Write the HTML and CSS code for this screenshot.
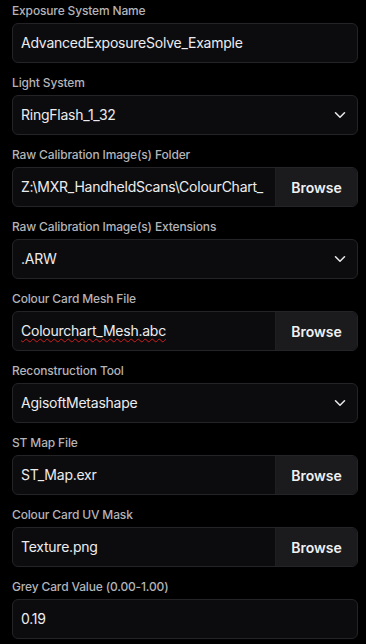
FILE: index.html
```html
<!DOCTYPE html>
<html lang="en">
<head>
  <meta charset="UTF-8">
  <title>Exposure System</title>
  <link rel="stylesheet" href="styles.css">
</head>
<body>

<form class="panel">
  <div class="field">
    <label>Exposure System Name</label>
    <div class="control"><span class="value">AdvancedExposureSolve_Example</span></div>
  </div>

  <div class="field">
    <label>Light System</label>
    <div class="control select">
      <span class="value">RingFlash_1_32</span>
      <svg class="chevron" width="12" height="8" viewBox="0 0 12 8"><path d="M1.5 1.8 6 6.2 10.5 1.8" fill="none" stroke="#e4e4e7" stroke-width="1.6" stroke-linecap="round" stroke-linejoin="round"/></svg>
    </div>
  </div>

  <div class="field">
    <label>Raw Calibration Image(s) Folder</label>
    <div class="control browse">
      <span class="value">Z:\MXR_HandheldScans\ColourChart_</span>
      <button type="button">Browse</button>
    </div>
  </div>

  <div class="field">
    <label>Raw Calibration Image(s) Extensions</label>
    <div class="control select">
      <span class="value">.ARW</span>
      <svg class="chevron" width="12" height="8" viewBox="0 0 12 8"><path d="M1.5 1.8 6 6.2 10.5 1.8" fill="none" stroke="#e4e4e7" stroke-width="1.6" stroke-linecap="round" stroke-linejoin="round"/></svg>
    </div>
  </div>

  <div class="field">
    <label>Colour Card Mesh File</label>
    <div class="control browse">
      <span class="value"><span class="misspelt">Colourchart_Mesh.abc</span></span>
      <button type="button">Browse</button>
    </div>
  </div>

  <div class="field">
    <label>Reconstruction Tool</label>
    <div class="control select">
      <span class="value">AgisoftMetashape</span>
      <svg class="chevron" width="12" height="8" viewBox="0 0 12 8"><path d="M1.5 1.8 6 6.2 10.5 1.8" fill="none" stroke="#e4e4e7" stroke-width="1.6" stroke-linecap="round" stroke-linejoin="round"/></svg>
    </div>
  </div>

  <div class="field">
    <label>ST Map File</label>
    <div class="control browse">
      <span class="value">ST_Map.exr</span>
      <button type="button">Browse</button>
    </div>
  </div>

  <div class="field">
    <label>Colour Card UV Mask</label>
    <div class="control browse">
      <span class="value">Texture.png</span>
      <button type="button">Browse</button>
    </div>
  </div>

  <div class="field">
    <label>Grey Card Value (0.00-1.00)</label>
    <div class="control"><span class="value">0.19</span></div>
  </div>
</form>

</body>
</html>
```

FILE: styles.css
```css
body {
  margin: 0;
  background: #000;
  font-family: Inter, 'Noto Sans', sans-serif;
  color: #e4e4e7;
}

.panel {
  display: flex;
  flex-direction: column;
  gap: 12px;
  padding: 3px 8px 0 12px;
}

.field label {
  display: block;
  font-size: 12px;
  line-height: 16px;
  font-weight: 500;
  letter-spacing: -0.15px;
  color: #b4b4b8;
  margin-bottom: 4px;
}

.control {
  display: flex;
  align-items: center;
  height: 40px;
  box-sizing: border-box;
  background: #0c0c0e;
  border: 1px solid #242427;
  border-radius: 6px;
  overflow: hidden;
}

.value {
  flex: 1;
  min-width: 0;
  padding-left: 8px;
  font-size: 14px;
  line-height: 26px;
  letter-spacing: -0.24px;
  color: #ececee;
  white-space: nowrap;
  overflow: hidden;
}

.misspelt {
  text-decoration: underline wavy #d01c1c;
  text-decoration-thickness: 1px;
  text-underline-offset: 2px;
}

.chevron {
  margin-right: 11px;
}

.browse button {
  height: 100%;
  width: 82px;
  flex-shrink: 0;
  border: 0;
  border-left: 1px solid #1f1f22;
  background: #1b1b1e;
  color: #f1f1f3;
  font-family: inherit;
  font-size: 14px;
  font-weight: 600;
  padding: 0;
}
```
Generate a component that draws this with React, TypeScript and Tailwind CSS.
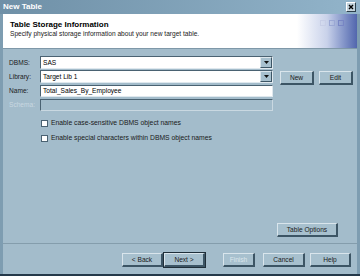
————
◆ Problem
Write out the records above exactly as they stand, leaving out every picture.

◆ Response to the exercise
Write the HTML and CSS code for this screenshot.
FILE: index.html
```html
<!DOCTYPE html>
<html lang="en">
<head>
  <meta charset="UTF-8">
  <title>Exposure System</title>
  <link rel="stylesheet" href="styles.css">
</head>
<body>

<form class="panel">
  <div class="field">
    <label>Exposure System Name</label>
    <div class="control"><span class="value">AdvancedExposureSolve_Example</span></div>
  </div>

  <div class="field">
    <label>Light System</label>
    <div class="control select">
      <span class="value">RingFlash_1_32</span>
      <svg class="chevron" width="12" height="8" viewBox="0 0 12 8"><path d="M1.5 1.8 6 6.2 10.5 1.8" fill="none" stroke="#e4e4e7" stroke-width="1.6" stroke-linecap="round" stroke-linejoin="round"/></svg>
    </div>
  </div>

  <div class="field">
    <label>Raw Calibration Image(s) Folder</label>
    <div class="control browse">
      <span class="value">Z:\MXR_HandheldScans\ColourChart_</span>
      <button type="button">Browse</button>
    </div>
  </div>

  <div class="field">
    <label>Raw Calibration Image(s) Extensions</label>
    <div class="control select">
      <span class="value">.ARW</span>
      <svg class="chevron" width="12" height="8" viewBox="0 0 12 8"><path d="M1.5 1.8 6 6.2 10.5 1.8" fill="none" stroke="#e4e4e7" stroke-width="1.6" stroke-linecap="round" stroke-linejoin="round"/></svg>
    </div>
  </div>

  <div class="field">
    <label>Colour Card Mesh File</label>
    <div class="control browse">
      <span class="value"><span class="misspelt">Colourchart_Mesh.abc</span></span>
      <button type="button">Browse</button>
    </div>
  </div>

  <div class="field">
    <label>Reconstruction Tool</label>
    <div class="control select">
      <span class="value">AgisoftMetashape</span>
      <svg class="chevron" width="12" height="8" viewBox="0 0 12 8"><path d="M1.5 1.8 6 6.2 10.5 1.8" fill="none" stroke="#e4e4e7" stroke-width="1.6" stroke-linecap="round" stroke-linejoin="round"/></svg>
    </div>
  </div>

  <div class="field">
    <label>ST Map File</label>
    <div class="control browse">
      <span class="value">ST_Map.exr</span>
      <button type="button">Browse</button>
    </div>
  </div>

  <div class="field">
    <label>Colour Card UV Mask</label>
    <div class="control browse">
      <span class="value">Texture.png</span>
      <button type="button">Browse</button>
    </div>
  </div>

  <div class="field">
    <label>Grey Card Value (0.00-1.00)</label>
    <div class="control"><span class="value">0.19</span></div>
  </div>
</form>

</body>
</html>
```

FILE: styles.css
```css
body {
  margin: 0;
  background: #000;
  font-family: Inter, 'Noto Sans', sans-serif;
  color: #e4e4e7;
}

.panel {
  display: flex;
  flex-direction: column;
  gap: 12px;
  padding: 3px 8px 0 12px;
}

.field label {
  display: block;
  font-size: 12px;
  line-height: 16px;
  font-weight: 500;
  letter-spacing: -0.15px;
  color: #b4b4b8;
  margin-bottom: 4px;
}

.control {
  display: flex;
  align-items: center;
  height: 40px;
  box-sizing: border-box;
  background: #0c0c0e;
  border: 1px solid #242427;
  border-radius: 6px;
  overflow: hidden;
}

.value {
  flex: 1;
  min-width: 0;
  padding-left: 8px;
  font-size: 14px;
  line-height: 26px;
  letter-spacing: -0.24px;
  color: #ececee;
  white-space: nowrap;
  overflow: hidden;
}

.misspelt {
  text-decoration: underline wavy #d01c1c;
  text-decoration-thickness: 1px;
  text-underline-offset: 2px;
}

.chevron {
  margin-right: 11px;
}

.browse button {
  height: 100%;
  width: 82px;
  flex-shrink: 0;
  border: 0;
  border-left: 1px solid #1f1f22;
  background: #1b1b1e;
  color: #f1f1f3;
  font-family: inherit;
  font-size: 14px;
  font-weight: 600;
  padding: 0;
}
```
Generate a component that draws this with React, TypeScript and Tailwind CSS.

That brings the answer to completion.